» **REQUEST**
Retype the data below without altering anything.

Web page code records
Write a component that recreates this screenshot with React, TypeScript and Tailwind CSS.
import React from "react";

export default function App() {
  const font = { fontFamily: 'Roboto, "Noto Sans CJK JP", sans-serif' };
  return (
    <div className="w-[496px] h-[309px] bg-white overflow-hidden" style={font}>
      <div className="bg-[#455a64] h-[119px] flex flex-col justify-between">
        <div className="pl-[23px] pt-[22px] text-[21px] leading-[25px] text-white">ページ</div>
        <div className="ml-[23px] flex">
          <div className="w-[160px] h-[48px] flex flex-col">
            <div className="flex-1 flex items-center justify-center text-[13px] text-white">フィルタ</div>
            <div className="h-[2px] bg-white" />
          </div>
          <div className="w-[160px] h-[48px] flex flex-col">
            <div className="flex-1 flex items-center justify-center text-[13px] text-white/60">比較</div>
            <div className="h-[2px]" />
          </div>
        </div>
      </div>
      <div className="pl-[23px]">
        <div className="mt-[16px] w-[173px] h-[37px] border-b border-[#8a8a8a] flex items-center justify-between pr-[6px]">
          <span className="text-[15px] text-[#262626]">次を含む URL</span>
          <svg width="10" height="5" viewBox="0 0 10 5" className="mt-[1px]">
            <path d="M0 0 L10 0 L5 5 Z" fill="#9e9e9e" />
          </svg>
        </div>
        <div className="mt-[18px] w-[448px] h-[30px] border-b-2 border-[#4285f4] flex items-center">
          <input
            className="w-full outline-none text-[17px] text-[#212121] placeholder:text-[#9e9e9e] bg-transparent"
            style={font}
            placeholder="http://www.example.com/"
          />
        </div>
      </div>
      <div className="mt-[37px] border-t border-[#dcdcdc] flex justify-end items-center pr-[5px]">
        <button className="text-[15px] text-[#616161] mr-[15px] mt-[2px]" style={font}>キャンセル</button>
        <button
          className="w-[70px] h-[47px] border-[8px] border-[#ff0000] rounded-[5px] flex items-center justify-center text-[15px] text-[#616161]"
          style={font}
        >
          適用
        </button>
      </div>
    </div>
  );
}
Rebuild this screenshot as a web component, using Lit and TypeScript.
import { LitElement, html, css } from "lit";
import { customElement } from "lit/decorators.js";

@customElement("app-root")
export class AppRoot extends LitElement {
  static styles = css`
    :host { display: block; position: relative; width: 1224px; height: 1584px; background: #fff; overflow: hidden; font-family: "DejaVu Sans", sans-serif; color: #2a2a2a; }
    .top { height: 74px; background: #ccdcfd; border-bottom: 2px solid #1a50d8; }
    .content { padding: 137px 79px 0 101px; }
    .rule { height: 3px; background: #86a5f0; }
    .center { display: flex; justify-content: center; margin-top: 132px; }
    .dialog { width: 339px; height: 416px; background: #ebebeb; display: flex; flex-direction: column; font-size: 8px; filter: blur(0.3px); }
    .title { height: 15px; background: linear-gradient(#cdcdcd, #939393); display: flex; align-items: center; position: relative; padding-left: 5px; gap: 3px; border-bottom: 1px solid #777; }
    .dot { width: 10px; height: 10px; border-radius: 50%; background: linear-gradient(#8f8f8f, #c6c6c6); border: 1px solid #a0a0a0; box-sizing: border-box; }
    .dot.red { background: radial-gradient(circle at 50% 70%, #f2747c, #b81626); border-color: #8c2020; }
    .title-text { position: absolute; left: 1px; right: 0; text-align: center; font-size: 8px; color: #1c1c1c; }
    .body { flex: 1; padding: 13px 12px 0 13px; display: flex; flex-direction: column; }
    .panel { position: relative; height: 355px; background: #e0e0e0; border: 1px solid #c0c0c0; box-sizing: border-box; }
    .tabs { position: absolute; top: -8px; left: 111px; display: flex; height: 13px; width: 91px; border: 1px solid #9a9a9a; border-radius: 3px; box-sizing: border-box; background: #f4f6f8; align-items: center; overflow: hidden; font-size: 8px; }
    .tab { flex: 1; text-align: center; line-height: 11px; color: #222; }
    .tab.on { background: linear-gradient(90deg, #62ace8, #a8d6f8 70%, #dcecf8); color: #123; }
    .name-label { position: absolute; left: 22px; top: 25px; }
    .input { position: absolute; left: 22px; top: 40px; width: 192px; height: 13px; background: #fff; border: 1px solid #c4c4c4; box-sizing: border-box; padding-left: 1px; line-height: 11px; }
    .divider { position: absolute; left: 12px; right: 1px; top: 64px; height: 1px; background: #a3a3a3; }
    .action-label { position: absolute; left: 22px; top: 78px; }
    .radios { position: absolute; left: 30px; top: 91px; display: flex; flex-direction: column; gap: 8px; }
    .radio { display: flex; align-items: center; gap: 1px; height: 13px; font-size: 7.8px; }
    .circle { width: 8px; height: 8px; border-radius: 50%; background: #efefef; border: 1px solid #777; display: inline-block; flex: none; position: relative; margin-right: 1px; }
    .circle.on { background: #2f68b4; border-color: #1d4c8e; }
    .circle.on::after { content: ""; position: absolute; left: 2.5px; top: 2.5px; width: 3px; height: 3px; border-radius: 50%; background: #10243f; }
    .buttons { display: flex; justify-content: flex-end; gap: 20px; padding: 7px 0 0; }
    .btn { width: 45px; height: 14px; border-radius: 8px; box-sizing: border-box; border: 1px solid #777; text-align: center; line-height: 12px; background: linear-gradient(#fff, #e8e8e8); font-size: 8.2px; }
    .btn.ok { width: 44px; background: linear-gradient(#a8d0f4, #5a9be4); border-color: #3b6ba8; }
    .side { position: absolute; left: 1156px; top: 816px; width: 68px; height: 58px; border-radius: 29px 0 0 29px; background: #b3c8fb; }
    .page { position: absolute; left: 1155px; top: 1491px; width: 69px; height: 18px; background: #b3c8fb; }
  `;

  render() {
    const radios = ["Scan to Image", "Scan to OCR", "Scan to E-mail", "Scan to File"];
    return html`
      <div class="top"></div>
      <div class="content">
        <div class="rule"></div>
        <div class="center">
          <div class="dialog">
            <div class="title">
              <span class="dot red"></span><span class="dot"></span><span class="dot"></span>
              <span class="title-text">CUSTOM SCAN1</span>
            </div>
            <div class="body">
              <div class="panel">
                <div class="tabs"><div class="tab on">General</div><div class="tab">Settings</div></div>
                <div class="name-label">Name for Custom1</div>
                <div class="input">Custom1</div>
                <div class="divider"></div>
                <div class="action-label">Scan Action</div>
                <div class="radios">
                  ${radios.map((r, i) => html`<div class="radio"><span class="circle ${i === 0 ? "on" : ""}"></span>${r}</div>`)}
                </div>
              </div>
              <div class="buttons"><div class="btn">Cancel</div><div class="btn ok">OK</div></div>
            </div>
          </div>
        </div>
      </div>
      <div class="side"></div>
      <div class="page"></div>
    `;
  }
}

» **RESPONSE TO THIS TASK**
Write a component that recreates this screenshot with React, TypeScript and Tailwind CSS.
import React from "react";

export default function App() {
  const font = { fontFamily: 'Roboto, "Noto Sans CJK JP", sans-serif' };
  return (
    <div className="w-[496px] h-[309px] bg-white overflow-hidden" style={font}>
      <div className="bg-[#455a64] h-[119px] flex flex-col justify-between">
        <div className="pl-[23px] pt-[22px] text-[21px] leading-[25px] text-white">ページ</div>
        <div className="ml-[23px] flex">
          <div className="w-[160px] h-[48px] flex flex-col">
            <div className="flex-1 flex items-center justify-center text-[13px] text-white">フィルタ</div>
            <div className="h-[2px] bg-white" />
          </div>
          <div className="w-[160px] h-[48px] flex flex-col">
            <div className="flex-1 flex items-center justify-center text-[13px] text-white/60">比較</div>
            <div className="h-[2px]" />
          </div>
        </div>
      </div>
      <div className="pl-[23px]">
        <div className="mt-[16px] w-[173px] h-[37px] border-b border-[#8a8a8a] flex items-center justify-between pr-[6px]">
          <span className="text-[15px] text-[#262626]">次を含む URL</span>
          <svg width="10" height="5" viewBox="0 0 10 5" className="mt-[1px]">
            <path d="M0 0 L10 0 L5 5 Z" fill="#9e9e9e" />
          </svg>
        </div>
        <div className="mt-[18px] w-[448px] h-[30px] border-b-2 border-[#4285f4] flex items-center">
          <input
            className="w-full outline-none text-[17px] text-[#212121] placeholder:text-[#9e9e9e] bg-transparent"
            style={font}
            placeholder="http://www.example.com/"
          />
        </div>
      </div>
      <div className="mt-[37px] border-t border-[#dcdcdc] flex justify-end items-center pr-[5px]">
        <button className="text-[15px] text-[#616161] mr-[15px] mt-[2px]" style={font}>キャンセル</button>
        <button
          className="w-[70px] h-[47px] border-[8px] border-[#ff0000] rounded-[5px] flex items-center justify-center text-[15px] text-[#616161]"
          style={font}
        >
          適用
        </button>
      </div>
    </div>
  );
}
Rebuild this screenshot as a web component, using Lit and TypeScript.
import { LitElement, html, css } from "lit";
import { customElement } from "lit/decorators.js";

@customElement("app-root")
export class AppRoot extends LitElement {
  static styles = css`
    :host { display: block; position: relative; width: 1224px; height: 1584px; background: #fff; overflow: hidden; font-family: "DejaVu Sans", sans-serif; color: #2a2a2a; }
    .top { height: 74px; background: #ccdcfd; border-bottom: 2px solid #1a50d8; }
    .content { padding: 137px 79px 0 101px; }
    .rule { height: 3px; background: #86a5f0; }
    .center { display: flex; justify-content: center; margin-top: 132px; }
    .dialog { width: 339px; height: 416px; background: #ebebeb; display: flex; flex-direction: column; font-size: 8px; filter: blur(0.3px); }
    .title { height: 15px; background: linear-gradient(#cdcdcd, #939393); display: flex; align-items: center; position: relative; padding-left: 5px; gap: 3px; border-bottom: 1px solid #777; }
    .dot { width: 10px; height: 10px; border-radius: 50%; background: linear-gradient(#8f8f8f, #c6c6c6); border: 1px solid #a0a0a0; box-sizing: border-box; }
    .dot.red { background: radial-gradient(circle at 50% 70%, #f2747c, #b81626); border-color: #8c2020; }
    .title-text { position: absolute; left: 1px; right: 0; text-align: center; font-size: 8px; color: #1c1c1c; }
    .body { flex: 1; padding: 13px 12px 0 13px; display: flex; flex-direction: column; }
    .panel { position: relative; height: 355px; background: #e0e0e0; border: 1px solid #c0c0c0; box-sizing: border-box; }
    .tabs { position: absolute; top: -8px; left: 111px; display: flex; height: 13px; width: 91px; border: 1px solid #9a9a9a; border-radius: 3px; box-sizing: border-box; background: #f4f6f8; align-items: center; overflow: hidden; font-size: 8px; }
    .tab { flex: 1; text-align: center; line-height: 11px; color: #222; }
    .tab.on { background: linear-gradient(90deg, #62ace8, #a8d6f8 70%, #dcecf8); color: #123; }
    .name-label { position: absolute; left: 22px; top: 25px; }
    .input { position: absolute; left: 22px; top: 40px; width: 192px; height: 13px; background: #fff; border: 1px solid #c4c4c4; box-sizing: border-box; padding-left: 1px; line-height: 11px; }
    .divider { position: absolute; left: 12px; right: 1px; top: 64px; height: 1px; background: #a3a3a3; }
    .action-label { position: absolute; left: 22px; top: 78px; }
    .radios { position: absolute; left: 30px; top: 91px; display: flex; flex-direction: column; gap: 8px; }
    .radio { display: flex; align-items: center; gap: 1px; height: 13px; font-size: 7.8px; }
    .circle { width: 8px; height: 8px; border-radius: 50%; background: #efefef; border: 1px solid #777; display: inline-block; flex: none; position: relative; margin-right: 1px; }
    .circle.on { background: #2f68b4; border-color: #1d4c8e; }
    .circle.on::after { content: ""; position: absolute; left: 2.5px; top: 2.5px; width: 3px; height: 3px; border-radius: 50%; background: #10243f; }
    .buttons { display: flex; justify-content: flex-end; gap: 20px; padding: 7px 0 0; }
    .btn { width: 45px; height: 14px; border-radius: 8px; box-sizing: border-box; border: 1px solid #777; text-align: center; line-height: 12px; background: linear-gradient(#fff, #e8e8e8); font-size: 8.2px; }
    .btn.ok { width: 44px; background: linear-gradient(#a8d0f4, #5a9be4); border-color: #3b6ba8; }
    .side { position: absolute; left: 1156px; top: 816px; width: 68px; height: 58px; border-radius: 29px 0 0 29px; background: #b3c8fb; }
    .page { position: absolute; left: 1155px; top: 1491px; width: 69px; height: 18px; background: #b3c8fb; }
  `;

  render() {
    const radios = ["Scan to Image", "Scan to OCR", "Scan to E-mail", "Scan to File"];
    return html`
      <div class="top"></div>
      <div class="content">
        <div class="rule"></div>
        <div class="center">
          <div class="dialog">
            <div class="title">
              <span class="dot red"></span><span class="dot"></span><span class="dot"></span>
              <span class="title-text">CUSTOM SCAN1</span>
            </div>
            <div class="body">
              <div class="panel">
                <div class="tabs"><div class="tab on">General</div><div class="tab">Settings</div></div>
                <div class="name-label">Name for Custom1</div>
                <div class="input">Custom1</div>
                <div class="divider"></div>
                <div class="action-label">Scan Action</div>
                <div class="radios">
                  ${radios.map((r, i) => html`<div class="radio"><span class="circle ${i === 0 ? "on" : ""}"></span>${r}</div>`)}
                </div>
              </div>
              <div class="buttons"><div class="btn">Cancel</div><div class="btn ok">OK</div></div>
            </div>
          </div>
        </div>
      </div>
      <div class="side"></div>
      <div class="page"></div>
    `;
  }
}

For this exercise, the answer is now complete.